* RECORDED INFORMATION
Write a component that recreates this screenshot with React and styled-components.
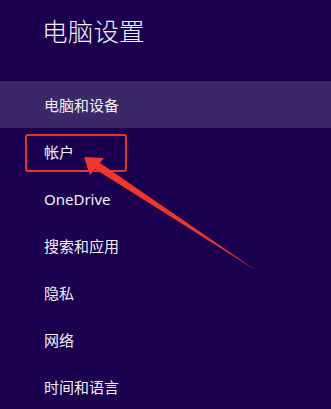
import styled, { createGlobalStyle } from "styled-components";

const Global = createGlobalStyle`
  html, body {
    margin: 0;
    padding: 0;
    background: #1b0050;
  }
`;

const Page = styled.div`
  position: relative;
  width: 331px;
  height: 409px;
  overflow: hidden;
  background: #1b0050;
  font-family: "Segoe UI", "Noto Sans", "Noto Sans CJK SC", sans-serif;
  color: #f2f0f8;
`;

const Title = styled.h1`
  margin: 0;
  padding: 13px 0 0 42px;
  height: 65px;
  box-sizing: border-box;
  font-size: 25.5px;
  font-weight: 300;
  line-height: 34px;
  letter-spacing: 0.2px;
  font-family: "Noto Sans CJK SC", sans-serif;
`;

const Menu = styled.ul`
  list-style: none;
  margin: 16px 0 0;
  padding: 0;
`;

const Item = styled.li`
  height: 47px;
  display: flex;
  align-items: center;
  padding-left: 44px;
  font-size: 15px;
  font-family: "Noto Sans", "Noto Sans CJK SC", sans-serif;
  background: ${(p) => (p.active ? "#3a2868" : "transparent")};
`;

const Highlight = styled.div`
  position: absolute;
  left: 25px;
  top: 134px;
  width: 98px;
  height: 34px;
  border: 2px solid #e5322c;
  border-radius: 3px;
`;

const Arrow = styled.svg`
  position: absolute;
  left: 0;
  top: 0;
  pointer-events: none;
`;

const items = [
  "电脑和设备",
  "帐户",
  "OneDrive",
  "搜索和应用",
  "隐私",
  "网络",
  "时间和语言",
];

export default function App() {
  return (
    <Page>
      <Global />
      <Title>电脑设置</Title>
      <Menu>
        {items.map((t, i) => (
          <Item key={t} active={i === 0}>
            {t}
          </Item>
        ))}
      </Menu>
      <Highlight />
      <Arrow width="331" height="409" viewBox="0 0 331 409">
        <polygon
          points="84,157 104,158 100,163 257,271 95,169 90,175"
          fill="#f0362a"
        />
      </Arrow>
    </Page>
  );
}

* CHALLENGE
Make an exact copy of the listing above. Do not include the pictures.

* THE SOLUTION
Write a component that recreates this screenshot with React and styled-components.
import styled, { createGlobalStyle } from "styled-components";

const Global = createGlobalStyle`
  html, body {
    margin: 0;
    padding: 0;
    background: #1b0050;
  }
`;

const Page = styled.div`
  position: relative;
  width: 331px;
  height: 409px;
  overflow: hidden;
  background: #1b0050;
  font-family: "Segoe UI", "Noto Sans", "Noto Sans CJK SC", sans-serif;
  color: #f2f0f8;
`;

const Title = styled.h1`
  margin: 0;
  padding: 13px 0 0 42px;
  height: 65px;
  box-sizing: border-box;
  font-size: 25.5px;
  font-weight: 300;
  line-height: 34px;
  letter-spacing: 0.2px;
  font-family: "Noto Sans CJK SC", sans-serif;
`;

const Menu = styled.ul`
  list-style: none;
  margin: 16px 0 0;
  padding: 0;
`;

const Item = styled.li`
  height: 47px;
  display: flex;
  align-items: center;
  padding-left: 44px;
  font-size: 15px;
  font-family: "Noto Sans", "Noto Sans CJK SC", sans-serif;
  background: ${(p) => (p.active ? "#3a2868" : "transparent")};
`;

const Highlight = styled.div`
  position: absolute;
  left: 25px;
  top: 134px;
  width: 98px;
  height: 34px;
  border: 2px solid #e5322c;
  border-radius: 3px;
`;

const Arrow = styled.svg`
  position: absolute;
  left: 0;
  top: 0;
  pointer-events: none;
`;

const items = [
  "电脑和设备",
  "帐户",
  "OneDrive",
  "搜索和应用",
  "隐私",
  "网络",
  "时间和语言",
];

export default function App() {
  return (
    <Page>
      <Global />
      <Title>电脑设置</Title>
      <Menu>
        {items.map((t, i) => (
          <Item key={t} active={i === 0}>
            {t}
          </Item>
        ))}
      </Menu>
      <Highlight />
      <Arrow width="331" height="409" viewBox="0 0 331 409">
        <polygon
          points="84,157 104,158 100,163 257,271 95,169 90,175"
          fill="#f0362a"
        />
      </Arrow>
    </Page>
  );
}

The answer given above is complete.